Written exercise
Write out the entire listing below exactly, with the pictures left out.

----------------------------------------

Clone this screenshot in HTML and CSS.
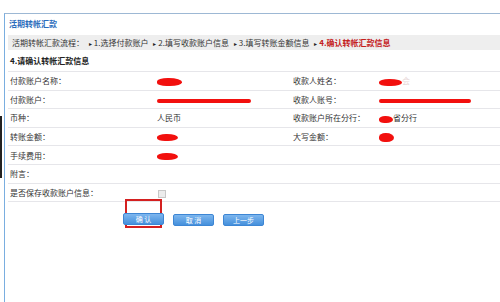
FILE: index.html
```html
<!DOCTYPE html>
<html lang="zh-CN">

<head>
    <meta charset="UTF-8">
    <title>活期转帐汇款</title>
    <link rel="stylesheet" href="styles.css">
</head>

<body>
    <div class="edge"></div>
    <div class="main">
        <div class="title">活期转帐汇款</div>

        <div class="steps">
            <span>活期转帐汇款流程：</span>
            <span class="arrow">&#9656;</span><span>1.选择付款账户</span>
            <span class="arrow">&#9656;</span><span>2.填写收款账户信息</span>
            <span class="arrow">&#9656;</span><span>3.填写转账金额信息</span>
            <span class="arrow">&#9656;</span><span class="current">4.确认转帐汇款信息</span>
        </div>

        <div class="section">4.请确认转帐汇款信息</div>

        <table class="info">
            <tr>
                <td class="c1">付款账户名称：</td>
                <td class="c2"><span class="blot b-name"></span></td>
                <td class="c3">收款人姓名：</td>
                <td class="c4"><span class="blot b-name2"></span><span class="faint">会</span></td>
            </tr>
            <tr>
                <td>付款账户：</td>
                <td><span class="line l-acc"></span></td>
                <td>收款人账号：</td>
                <td><span class="line l-acc2"></span></td>
            </tr>
            <tr>
                <td>币种：</td>
                <td>人民币</td>
                <td>收款账户所在分行：</td>
                <td><span class="blot b-bank"></span>省分行</td>
            </tr>
            <tr>
                <td>转账金额：</td>
                <td><span class="blot b-amt"></span></td>
                <td>大写金额：</td>
                <td><span class="blot b-big"></span></td>
            </tr>
            <tr>
                <td>手续费用：</td>
                <td><span class="blot b-amt"></span></td>
                <td></td>
                <td></td>
            </tr>
            <tr>
                <td>附言：</td>
                <td></td>
                <td></td>
                <td></td>
            </tr>
            <tr>
                <td>是否保存收款账户信息：</td>
                <td><span class="check"></span></td>
                <td></td>
                <td></td>
            </tr>
        </table>

        <div class="actions">
            <div class="mark">
                <button type="button">确 认</button>
            </div>
            <button type="button">取 消</button>
            <button type="button">上一步</button>
        </div>
    </div>
</body>

</html>
```

FILE: styles.css
```css
* {
    box-sizing: border-box;
}

html,
body {
    margin: 0;
    padding: 0;
    background: #fff;
}

body {
    position: relative;
    height: 302px;
    overflow: hidden;
    font-family: "Noto Sans CJK SC", "Liberation Sans", sans-serif;
    font-size: 8px;
    color: #333;
}

.edge {
    position: absolute;
    left: 0;
    top: 116px;
    width: 2px;
    height: 62px;
    background: #222;
}

.main {
    margin: 13px 0 0 4px;
    height: 289px;
    border-top: 1px solid #9db8d4;
    border-left: 1px solid #7aaee0;
    padding-left: 3px;
}

.title {
    height: 21px;
    line-height: 20px;
    font-size: 8px;
    font-weight: bold;
    color: #2a6cbc;
    padding-left: 1px;
}

.steps {
    height: 15px;
    line-height: 15px;
    background: #eeeeee;
    padding-left: 4px;
    white-space: nowrap;
}

.steps .arrow {
    font-size: 6px;
    color: #222;
    margin: 0 2px 0 3px;
}

.steps .current {
    color: #c4201c;
    font-weight: bold;
}

.section {
    height: 21px;
    line-height: 22px;
    padding-left: 2px;
    font-weight: bold;
    color: #222;
}

.info {
    width: 100%;
    border-collapse: collapse;
    border-top: 1px solid #e6e6ea;
}

.info td {
    height: 18.6px;
    padding: 0 0 0 2px;
    border-bottom: 1px solid #e6e6ea;
    vertical-align: middle;
    white-space: nowrap;
}

.info .c1 {
    width: 147px;
}

.info .c2 {
    width: 136px;
}

.info .c3 {
    width: 86px;
}

.blot {
    display: inline-block;
    vertical-align: middle;
    background: #f2100e;
    border-radius: 45% 55% 50% 40%;
}

.b-name {
    width: 25px;
    height: 8px;
}

.b-name2 {
    width: 23px;
    height: 7px;
}

.b-amt {
    width: 21px;
    height: 7px;
}

.b-big {
    width: 15px;
    height: 9px;
}

.b-bank {
    width: 14px;
    height: 7px;
}

.faint {
    color: #e8d8d8;
}

.line {
    display: inline-block;
    vertical-align: middle;
    height: 4px;
    background: #f2100e;
    border-radius: 3px;
}

.l-acc {
    width: 94px;
}

.l-acc2 {
    width: 92px;
}

.check {
    display: inline-block;
    vertical-align: middle;
    width: 8px;
    height: 8px;
    margin-left: 1px;
    border: 1px solid #c8c8c8;
    background: #ececec;
}

.actions {
    display: flex;
    align-items: center;
    gap: 9px;
    padding-left: 115px;
    margin-top: 10px;
}

.mark {
    border: 2px solid #d42020;
    padding: 12px 0 1px 0;
    margin: -13px 2px 0 2px;
    width: 37px;
    display: flex;
    justify-content: center;
}

button {
    flex: none;
    width: 41px;
    height: 12px;
    padding: 0;
    border: 1px solid #3d86d4;
    border-radius: 2px;
    background: linear-gradient(#7db6ee, #4590dc);
    color: #fff;
    font-family: "Noto Sans CJK SC", "Liberation Sans", sans-serif;
    font-size: 7px;
    line-height: 10px;
}

.mark button {
    margin: 0 -4px;
}
```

----------------------------------------

Solved exercise
Clone this screenshot in HTML and CSS.
FILE: index.html
```html
<!DOCTYPE html>
<html lang="zh-CN">

<head>
    <meta charset="UTF-8">
    <title>活期转帐汇款</title>
    <link rel="stylesheet" href="styles.css">
</head>

<body>
    <div class="edge"></div>
    <div class="main">
        <div class="title">活期转帐汇款</div>

        <div class="steps">
            <span>活期转帐汇款流程：</span>
            <span class="arrow">&#9656;</span><span>1.选择付款账户</span>
            <span class="arrow">&#9656;</span><span>2.填写收款账户信息</span>
            <span class="arrow">&#9656;</span><span>3.填写转账金额信息</span>
            <span class="arrow">&#9656;</span><span class="current">4.确认转帐汇款信息</span>
        </div>

        <div class="section">4.请确认转帐汇款信息</div>

        <table class="info">
            <tr>
                <td class="c1">付款账户名称：</td>
                <td class="c2"><span class="blot b-name"></span></td>
                <td class="c3">收款人姓名：</td>
                <td class="c4"><span class="blot b-name2"></span><span class="faint">会</span></td>
            </tr>
            <tr>
                <td>付款账户：</td>
                <td><span class="line l-acc"></span></td>
                <td>收款人账号：</td>
                <td><span class="line l-acc2"></span></td>
            </tr>
            <tr>
                <td>币种：</td>
                <td>人民币</td>
                <td>收款账户所在分行：</td>
                <td><span class="blot b-bank"></span>省分行</td>
            </tr>
            <tr>
                <td>转账金额：</td>
                <td><span class="blot b-amt"></span></td>
                <td>大写金额：</td>
                <td><span class="blot b-big"></span></td>
            </tr>
            <tr>
                <td>手续费用：</td>
                <td><span class="blot b-amt"></span></td>
                <td></td>
                <td></td>
            </tr>
            <tr>
                <td>附言：</td>
                <td></td>
                <td></td>
                <td></td>
            </tr>
            <tr>
                <td>是否保存收款账户信息：</td>
                <td><span class="check"></span></td>
                <td></td>
                <td></td>
            </tr>
        </table>

        <div class="actions">
            <div class="mark">
                <button type="button">确 认</button>
            </div>
            <button type="button">取 消</button>
            <button type="button">上一步</button>
        </div>
    </div>
</body>

</html>
```

FILE: styles.css
```css
* {
    box-sizing: border-box;
}

html,
body {
    margin: 0;
    padding: 0;
    background: #fff;
}

body {
    position: relative;
    height: 302px;
    overflow: hidden;
    font-family: "Noto Sans CJK SC", "Liberation Sans", sans-serif;
    font-size: 8px;
    color: #333;
}

.edge {
    position: absolute;
    left: 0;
    top: 116px;
    width: 2px;
    height: 62px;
    background: #222;
}

.main {
    margin: 13px 0 0 4px;
    height: 289px;
    border-top: 1px solid #9db8d4;
    border-left: 1px solid #7aaee0;
    padding-left: 3px;
}

.title {
    height: 21px;
    line-height: 20px;
    font-size: 8px;
    font-weight: bold;
    color: #2a6cbc;
    padding-left: 1px;
}

.steps {
    height: 15px;
    line-height: 15px;
    background: #eeeeee;
    padding-left: 4px;
    white-space: nowrap;
}

.steps .arrow {
    font-size: 6px;
    color: #222;
    margin: 0 2px 0 3px;
}

.steps .current {
    color: #c4201c;
    font-weight: bold;
}

.section {
    height: 21px;
    line-height: 22px;
    padding-left: 2px;
    font-weight: bold;
    color: #222;
}

.info {
    width: 100%;
    border-collapse: collapse;
    border-top: 1px solid #e6e6ea;
}

.info td {
    height: 18.6px;
    padding: 0 0 0 2px;
    border-bottom: 1px solid #e6e6ea;
    vertical-align: middle;
    white-space: nowrap;
}

.info .c1 {
    width: 147px;
}

.info .c2 {
    width: 136px;
}

.info .c3 {
    width: 86px;
}

.blot {
    display: inline-block;
    vertical-align: middle;
    background: #f2100e;
    border-radius: 45% 55% 50% 40%;
}

.b-name {
    width: 25px;
    height: 8px;
}

.b-name2 {
    width: 23px;
    height: 7px;
}

.b-amt {
    width: 21px;
    height: 7px;
}

.b-big {
    width: 15px;
    height: 9px;
}

.b-bank {
    width: 14px;
    height: 7px;
}

.faint {
    color: #e8d8d8;
}

.line {
    display: inline-block;
    vertical-align: middle;
    height: 4px;
    background: #f2100e;
    border-radius: 3px;
}

.l-acc {
    width: 94px;
}

.l-acc2 {
    width: 92px;
}

.check {
    display: inline-block;
    vertical-align: middle;
    width: 8px;
    height: 8px;
    margin-left: 1px;
    border: 1px solid #c8c8c8;
    background: #ececec;
}

.actions {
    display: flex;
    align-items: center;
    gap: 9px;
    padding-left: 115px;
    margin-top: 10px;
}

.mark {
    border: 2px solid #d42020;
    padding: 12px 0 1px 0;
    margin: -13px 2px 0 2px;
    width: 37px;
    display: flex;
    justify-content: center;
}

button {
    flex: none;
    width: 41px;
    height: 12px;
    padding: 0;
    border: 1px solid #3d86d4;
    border-radius: 2px;
    background: linear-gradient(#7db6ee, #4590dc);
    color: #fff;
    font-family: "Noto Sans CJK SC", "Liberation Sans", sans-serif;
    font-size: 7px;
    line-height: 10px;
}

.mark button {
    margin: 0 -4px;
}
```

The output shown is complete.